__AIM OF THE EXERCISE__:
Copy out all the lines in the records that include the word "page".

Interface markup and scripts
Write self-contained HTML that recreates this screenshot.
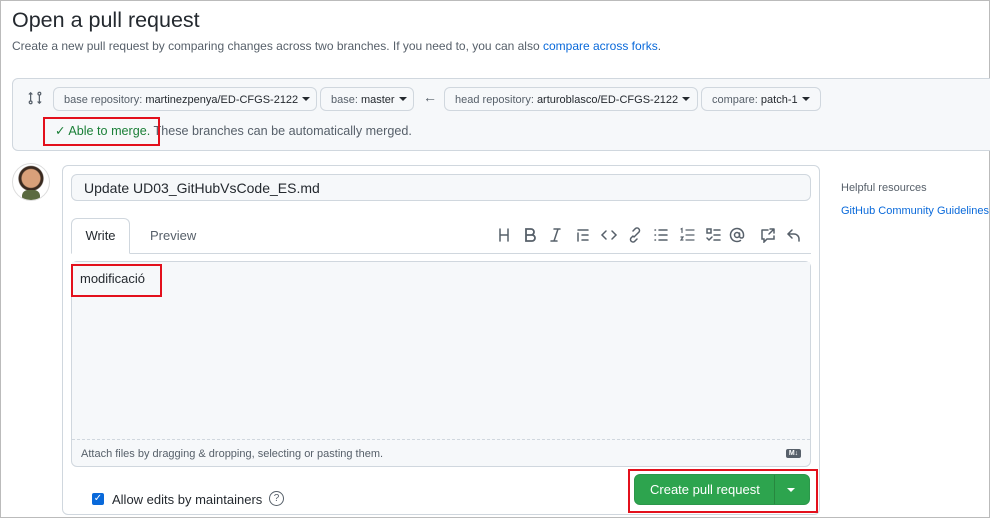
<!DOCTYPE html><html><head><meta charset="utf-8"><style>
body{margin:0;width:990px;height:518px;overflow:hidden;background:#fff;font-family:"Liberation Sans",sans-serif;color:#24292f;position:relative}
.a{position:absolute}
.btn{position:absolute;top:87px;height:24px;border:1px solid #d0d7de;border-radius:6px;background:#f6f8fa;font-size:11px;line-height:24px;padding:0 10px;box-sizing:border-box;color:#57606a;white-space:nowrap}
.btn b{color:#24292f;font-weight:normal}
.car{display:inline-block;border:4px solid transparent;border-top-color:#24292f;border-bottom:0;margin-left:4px;vertical-align:2px}
.ic{position:absolute;top:227px}
.red{position:absolute;border:2px solid #e3101c}
</style></head><body>
<div class="a" style="left:0;top:0;width:988px;height:516px;border:1px solid #bbb"></div>
<div class="a" style="left:12px;top:8px;font-size:21.5px">Open a pull request</div>
<div class="a" style="left:12px;top:39px;font-size:12px;color:#57606a">Create a new pull request by comparing changes across two branches. If you need to, you can also <span style="color:#0969da">compare across forks</span>.</div>
<div class="a" style="left:12px;top:78px;width:990px;height:71px;background:#f6f8fa;border:1px solid #d0d7de;border-radius:6px"></div>
<svg class="a" style="left:28px;top:91px" width="14" height="14" viewBox="0 0 16 16" fill="none" stroke="#57606a" stroke-width="1.4"><circle cx="3" cy="13" r="1.6"/><circle cx="13" cy="3" r="1.6"/><path d="M3 11V2M1 4l2-2 2 2M13 5v9M11 12l2 2 2-2"/></svg>
<div class="btn" style="left:53px;width:264px">base repository: <b>martinezpenya/ED-CFGS-2122</b><span class="car"></span></div>
<div class="btn" style="left:320px;width:94px">base: <b>master</b><span class="car"></span></div>
<div class="a" style="left:423px;top:89px;font-size:14px;color:#57606a">←</div>
<div class="btn" style="left:444px;width:254px">head repository: <b>arturoblasco/ED-CFGS-2122</b><span class="car"></span></div>
<div class="btn" style="left:701px;width:120px">compare: <b>patch-1</b><span class="car"></span></div>
<div class="a" style="left:55px;top:123px;font-size:12.6px;color:#57606a"><span style="color:#1a7f37">✓ Able to merge.</span> These branches can be automatically merged.</div>
<div class="red" style="left:43px;top:117px;width:113px;height:25px"></div>
<div class="a" style="left:12px;top:163px;width:36px;height:36px;border-radius:50%;border:1px solid #ddd;background:radial-gradient(circle at 50% 40%,#d9a07a 0 9px,#3a2a20 10px 12px,#fff 13px);overflow:hidden"><div class="a" style="left:9px;top:26px;width:18px;height:12px;background:#5a6a40;border-radius:6px 6px 0 0"></div></div>
<div class="a" style="left:62px;top:165px;width:756px;height:348px;border:1px solid #d0d7de;border-radius:6px"></div>
<div class="a" style="left:71px;top:174px;height:27px;border:1px solid #d0d7de;border-radius:6px;background:#f6f8fa;font-size:14px;line-height:27px;padding-left:12px;box-sizing:border-box;width:740px">Update UD03_GitHubVsCode_ES.md</div>
<div class="a" style="left:71px;top:253px;width:740px;height:1px;background:#d0d7de"></div>
<div class="a" style="left:71px;top:218px;width:59px;height:36px;border:1px solid #d0d7de;border-bottom-color:#fff;border-radius:6px 6px 0 0;background:#fff;font-size:13px;line-height:34px;text-align:center;box-sizing:border-box">Write</div>
<div class="a" style="left:150px;top:228px;font-size:13px;color:#57606a">Preview</div>
<svg class="ic" style="left:496px" width="310" height="16" viewBox="0 0 310 16" fill="none" stroke="#57606a" stroke-width="1.5" stroke-linecap="round">
<path d="M4 2v12M12 2v12M4 8h8"/>
<path d="M30 2h5a3 3 0 0 1 0 6h-5zM30 8h6a3 3 0 0 1 0 6h-6z" stroke-width="1.8"/>
<path d="M58 2h6M55 14h6M62 2l-4 12"/>
<path d="M82 3h10M86 8h6M86 13h6M82 6v8"/>
<path d="M110 4l-4 4 4 4M116 4l4 4-4 4"/>
<path d="M137 9l-2 2a2.5 2.5 0 0 0 3.5 3.5l2.5-2.5M141 7l2-2a2.5 2.5 0 0 0-3.5-3.5L137 4M138 10l4-4"/>
<path d="M163 3h8M163 8h8M163 13h8M159 3h.5M159 8h.5M159 13h.5"/>
<path d="M190 3h8M190 8h8M190 13h8M185 2l1-.5v4M185 10h2l-2 3h2" stroke-width="1.2"/>
<path d="M211 2h4v4h-4zM218 3h6M218 8h6M218 13h6M211 11l2 2 3-3"/>
<circle cx="241" cy="8" r="2.5"/><path d="M243.5 6v3a2 2 0 0 0 4 0V8a6.5 6.5 0 1 0-3 5.5"/>
<path d="M266 3h6M278 2v4M278 2h-4M278 2l-5 5M278 9v3h-7l-3 3v-3h-2V3"/>
<path d="M296 3l-4 4 4 4M292 7h6a5 5 0 0 1 5 5v2"/>
</svg>
<div class="a" style="left:71px;top:261px;width:740px;height:206px;border:1px solid #d0d7de;border-radius:6px;background:#f6f8fa;box-sizing:border-box"></div>
<div class="a" style="left:72px;top:262px;width:738px;height:177px;background:#f6f8fa;border-bottom:1px dashed #d0d7de"></div>
<div class="a" style="left:80px;top:271px;font-size:13px">modificació</div>
<div class="red" style="left:71px;top:264px;width:87px;height:29px"></div>
<div class="a" style="left:81px;top:448px;font-size:11px;color:#57606a">Attach files by dragging &amp; dropping, selecting or pasting them.</div>
<div class="a" style="left:786px;top:449px;width:15px;height:9px;background:#57606a;border-radius:2px;color:#fff;font-size:7px;line-height:9px;text-align:center;font-weight:bold">M↓</div>
<div class="a" style="left:92px;top:493px;width:12px;height:12px;background:#0969da;border-radius:2px;color:#fff;font-size:10px;line-height:12px;text-align:center">✓</div>
<div class="a" style="left:112px;top:492px;font-size:13px">Allow edits by maintainers</div>
<div class="a" style="left:269px;top:491px;width:13px;height:13px;border:1px solid #57606a;border-radius:50%;font-size:10px;line-height:13px;text-align:center;color:#57606a">?</div>
<div class="a" style="left:634px;top:474px;width:176px;height:31px;background:#2da44e;border:1px solid #2c974b;border-radius:6px;box-sizing:border-box;color:#fff;font-size:13px;line-height:29px"><span style="margin-left:15px">Create pull request</span><div class="a" style="left:139px;top:0;width:1px;height:29px;background:#27873f"></div><span class="car" style="position:absolute;left:152px;top:13px;border-top-color:#fff;margin:0"></span></div>
<div class="red" style="left:628px;top:469px;width:186px;height:40px"></div>
<div class="a" style="left:841px;top:182px;font-size:11px;color:#57606a">Helpful resources</div>
<div class="a" style="left:841px;top:205px;font-size:11px;color:#0969da">GitHub Community Guidelines</div>
</body></html>
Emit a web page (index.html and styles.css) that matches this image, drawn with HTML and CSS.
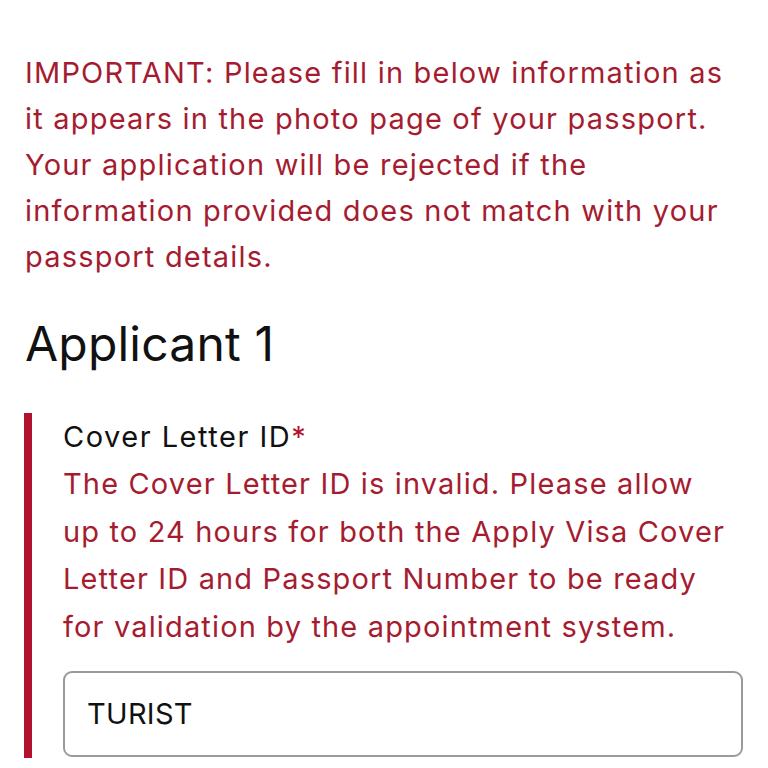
FILE: index.html
```html
<!DOCTYPE html>
<html lang="en">
<head>
<meta charset="utf-8">
<link rel="stylesheet" href="styles.css">
</head>
<body>
<main class="page">
  <p class="notice">IMPORTANT: Please fill in below information as it appears in the photo page of your passport. Your application will be rejected if the information provided does not match with your passport details.</p>
  <h2 class="applicant">Applicant 1</h2>
  <div class="field field-error">
    <label class="label" for="cover">Cover Letter ID<span class="req">*</span></label>
    <div class="error">The Cover Letter ID is invalid. Please allow up to 24 hours for both the Apply Visa Cover Letter ID and Passport Number to be ready for validation by the appointment system.</div>
    <input class="input" id="cover" type="text" value="TURIST">
  </div>
</main>
</body>
</html>
```
FILE: styles.css
```css
html, body {
  margin: 0;
  padding: 0;
  background: #ffffff;
}
.page {
  font-family: Inter, "Noto Sans", sans-serif;
  padding: 50px 25px 0 25px;
}
.notice {
  margin: 0;
  color: #a51c30;
  font-size: 29px;
  line-height: 46px;
  letter-spacing: 1.2px;
}
.applicant {
  margin: 35px 0 0 0;
  font-weight: 400;
  font-size: 48px;
  line-height: 58px;
  letter-spacing: 0.2px;
  color: #111111;
}
.field {
  margin-top: 40px;
  margin-left: -1px;
  border-left: 8px solid #b3122f;
  padding: 0 0 1px 31px;
  display: flex;
  flex-direction: column;
}
.label {
  font-size: 29px;
  line-height: 47px;
  letter-spacing: 1.5px;
  color: #111111;
}
.req {
  color: #b3122f;
}
.error {
  margin-right: 6px;
  color: #a51c30;
  font-size: 29px;
  line-height: 47.7px;
  letter-spacing: 1.15px;
}
.input {
  margin-top: 20px;
  box-sizing: border-box;
  height: 86px;
  width: 100%;
  border: 2px solid #9a9a9a;
  border-radius: 9px;
  padding: 0 22px;
  font-family: Inter, "Noto Sans", sans-serif;
  font-size: 29px;
  letter-spacing: 0.3px;
  color: #111111;
  background: #ffffff;
  outline: none;
}
```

__OUTPUT OF THE EXERCISE__:
Emit a web page (index.html and styles.css) that matches this image, drawn with HTML and CSS.
<main class="page">
  <p class="notice">IMPORTANT: Please fill in below information as it appears in the photo page of your passport. Your application will be rejected if the information provided does not match with your passport details.</p>
.page {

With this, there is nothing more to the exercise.